In the context of domestic funding cuts for these sectors and UK organisations’ obvious capacity for attracting EU funding of this nature, we call for the Government to support a proportionately larger budget allocation to this area, which represents only a very small proportion of the total MFF. One component part of Creative Europe is the media programme, which provides funding for television and film productions across the EU and beyond. I am sure some of your Lordships will have enjoyed the fruits of this programme, such as “The Bridge”, a very compelling Danish-Swedish drama series that was broadcast on BBC Four and which was funded by the media programme.

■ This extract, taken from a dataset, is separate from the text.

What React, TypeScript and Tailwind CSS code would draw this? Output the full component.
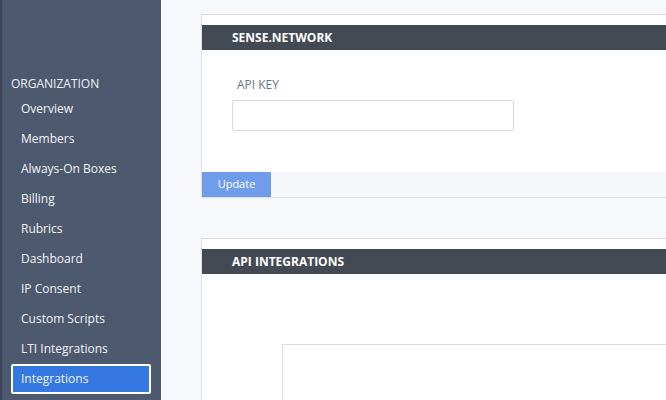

I turn now to the cohesion policy, an area that was referred to by a number of noble Lords earlier in this debate, and specifically to the European Social Fund. Both reports being debated today recommend that although the ERDF should be targeted at the poorest member states, the European Social Fund is of benefit throughout the European Union. As we identified in a report on the ESF, and as was clear from our project visits in various parts of London, poverty and unemployment, and the need for new skills, do not respect national boundaries.

The European Social Fund can also make a valuable contribution to realising the Europe 2020 goals, including that of greening the economy, a point that was made earlier by the noble Lord, Lord Carter. It can do so most effectively by working strategically with the other structural funds, including the rural development and fisheries funds. For example, the fisheries fund could pay for fishermen to leave the industry and the ESF could pay for retraining and diversification. We therefore support the Commission’s proposed common strategic framework, whereby member states must plan the deployment of all these funds under one strategic umbrella.

I would like to draw on the lessons of a seminar on the ESF last December, which was one of a number of meetings we held with various stakeholders in the year. Words that kept cropping up at that meeting were “partnership”, “flexibility”, “simplification” and “local”. Of those, flexibility—the ability to respond to local needs—was crucial for those participating. It is where the Commission’s proposed thematic concentration, running through the various structural funds, may not work on the ground. We are therefore delighted that its importance is reflected in the most recent report under debate today. We also agree with the report’s support for the overall envelope proposed for cohesion funding, and argue that the ESF has a particular role within that envelope as a fund that can make a real contribution to meet the challenges of the current economic climate.